Using wildcards in program definitions can lead to crashes for Microsoft Office 2003 and 2007 programs and Google Chrome. Please remove these wildcard definitions and add the apps without wildcards.
EMET support forum lists all known compatibility issues and solutions.
You can also experiment turning other methods off and on for troubleshooting purposes. First, with troublesome application closed, launch EMET, click Apps and turn off a method for the program. Then close EMET and try launching the application again. Repeat the process until your application works normally.
If you want to completely remove an application, click its name once and then click the Remove Selected button or use keyboard shortcut Ctrl+Minus Sign.
In case troubleshooting EMET gives no good results, try free Malwarebytes Anti-Exploit instead. It requires no expertise or configuration, and protects well-known web browsers and Java.
A completely new feature since EMET 4.0 is Certificate Trust, accessible via the Trust button (or keyboard shortcut Ctrl+Shift+T) in Ribbon's Configuration section. This is meant to detect man-in-the-middle attacks over HTTPS. The feature validates SSL/TLS and Root CA certificates against default rules by Microsoft and user-provided pinning rules.
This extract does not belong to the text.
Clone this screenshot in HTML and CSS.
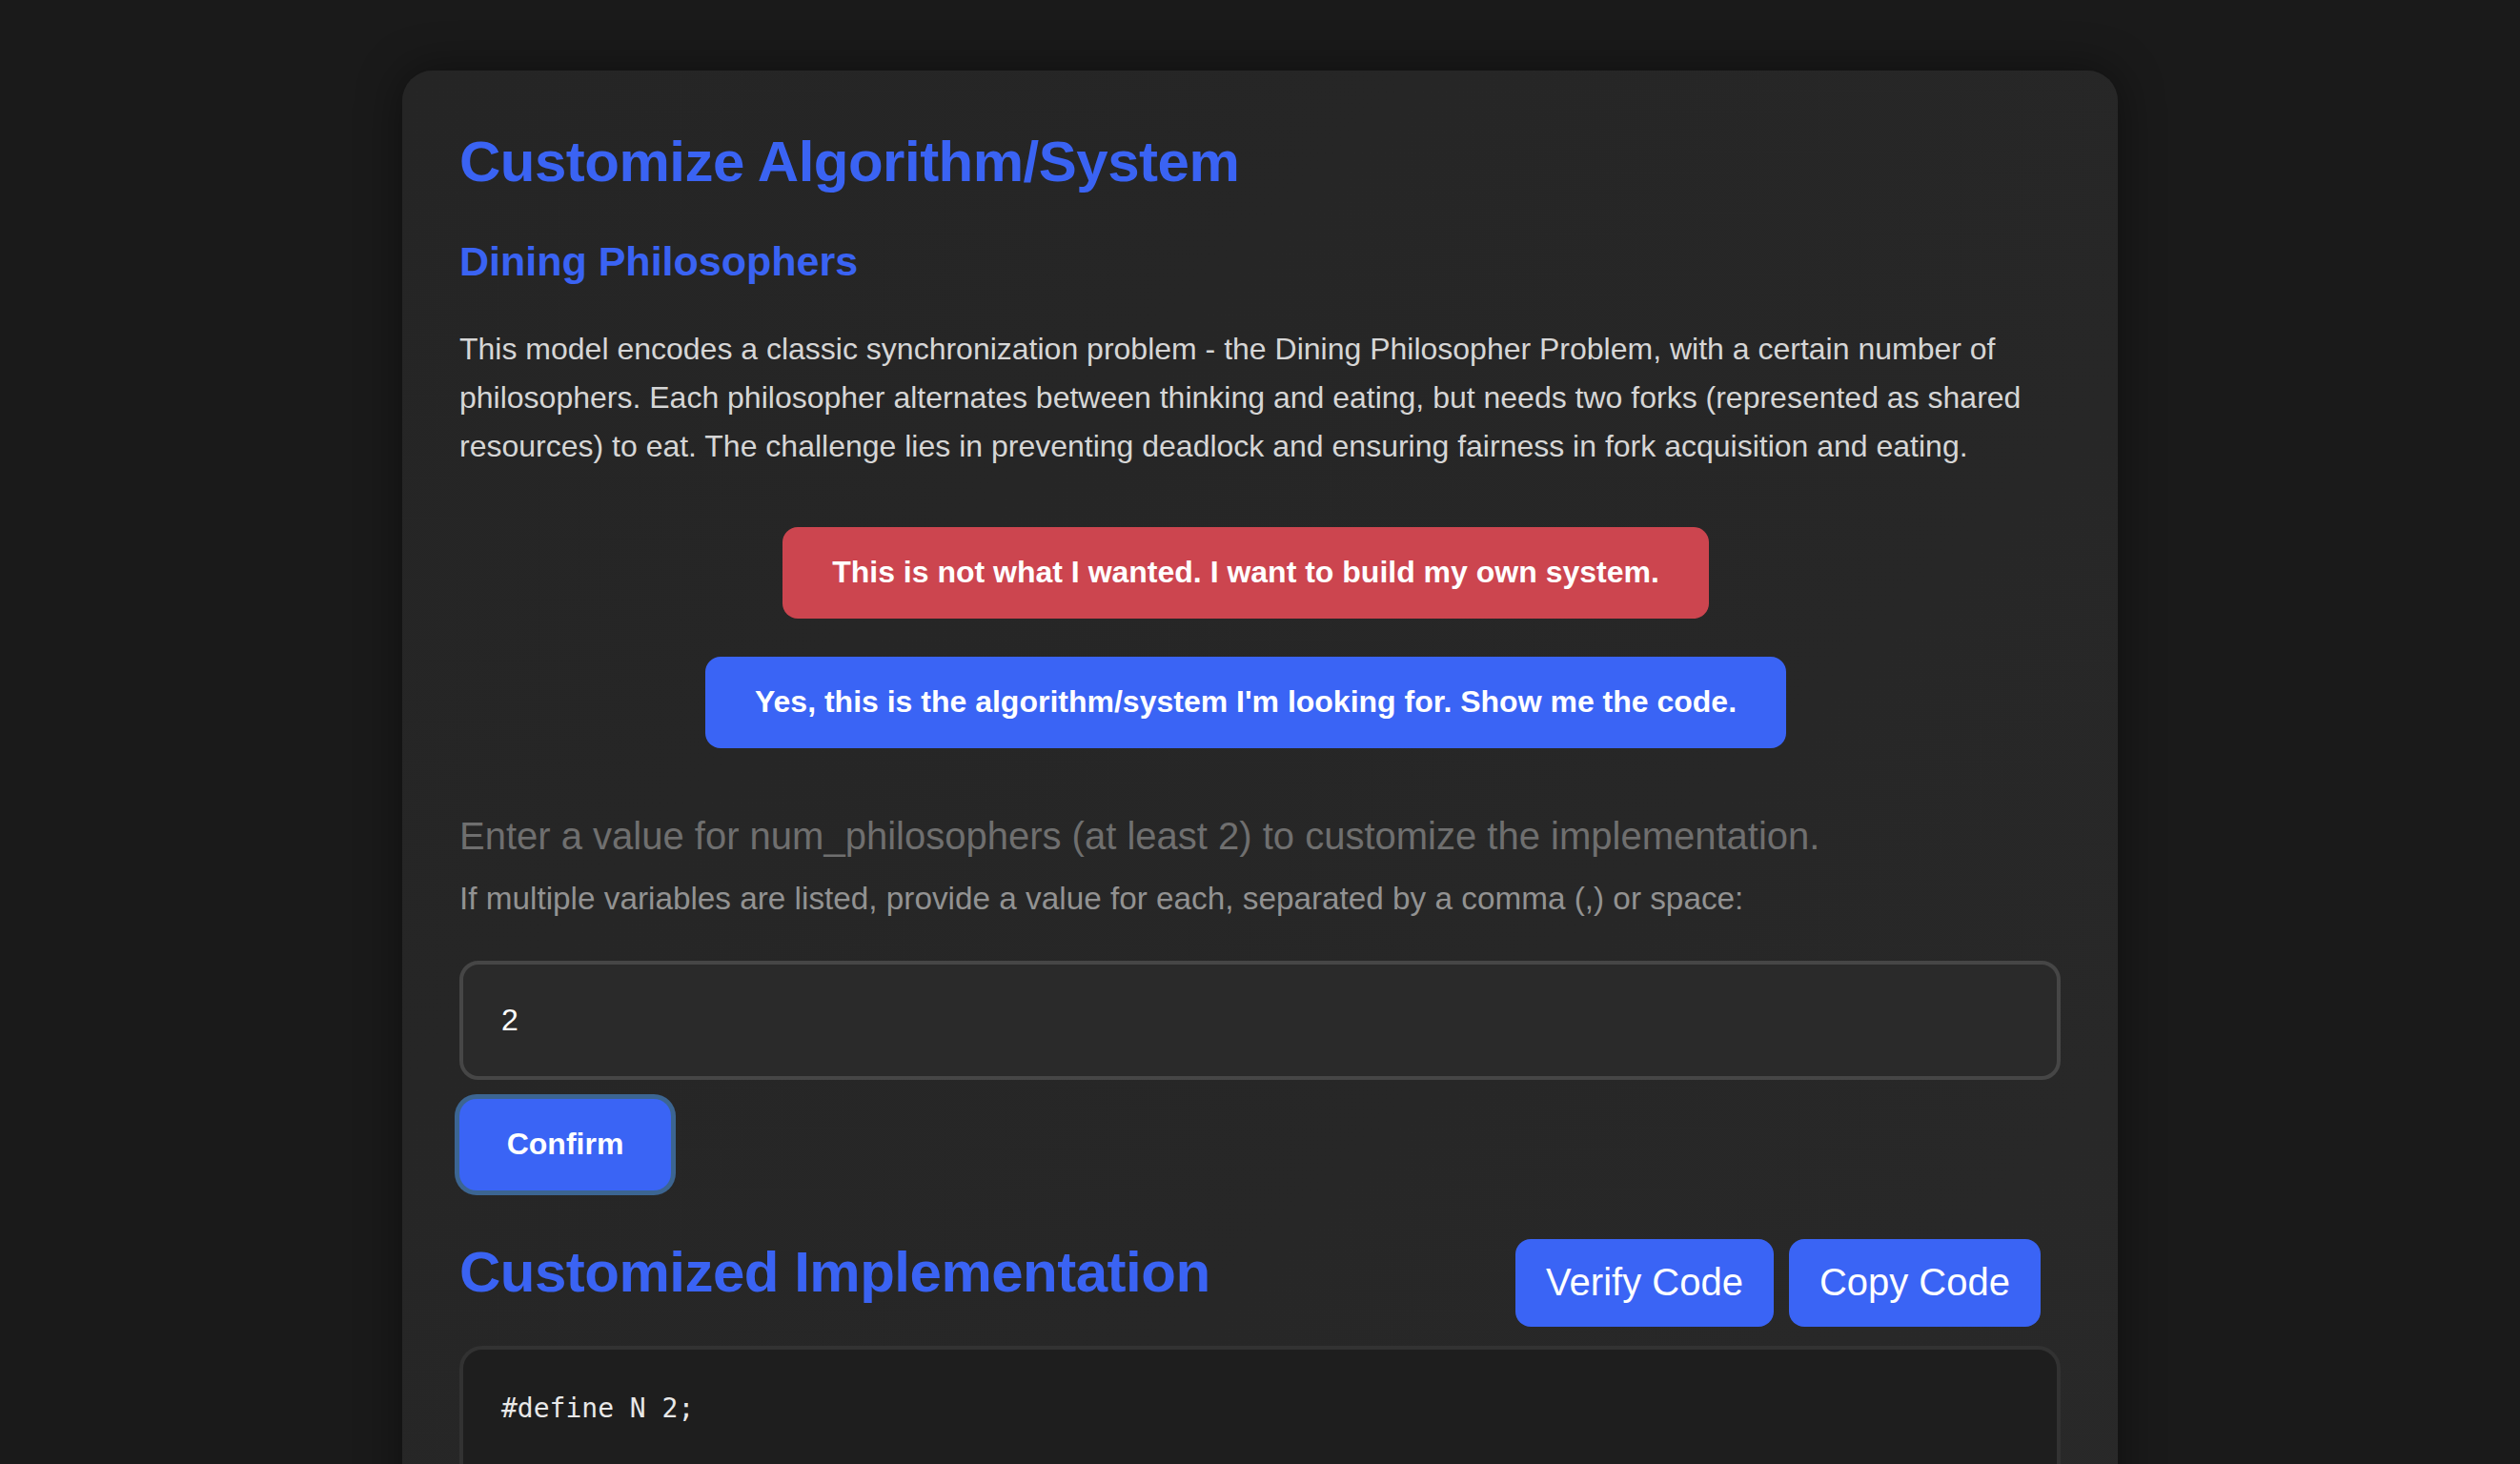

While it all sounds great, the feature seems to be half-baked: it supports Internet Explorer only, and user has to go through a lot of hassle to set up custom certificate pinning rules. Furthermore, Modern UI/Metro version of IE is not supported and EMET only notifies of validation errors, but does nothing to prevent an attack from happening.
Here's an example of EMET system tray notification for failed SSL certificate trust.
If you really want to set up custom rules, see EMET 5.1 User's Guide in PDF format.
Microsoft has pre-configured the rules for its own services (Windows Live ID, Skype, Office 365), plus Facebook, Twitter and Yahoo. You can safely leave the feature on, but I recommend using free Trusteer Rapport/Endpoint Protection and WOT Safe Surfing Tool for overall protection against phishing, malicious sites and man-in-the-middle attacks.
EMET version 5 added the ability to block sites with fraudulent certificates: open Pinning Rules tab in Certificate Trust Configuration window and tick the Blocking Rule check boxes where needed. This means that no data is sent to malicious servers over secure connections if blocking is in effect.
And then there's Google Chrome that has certificate pinning rules built-in. Although users cannot change these hard-coded rules, it is so much simpler to rely on proper, tested rules than to start creating and verifying your own ones.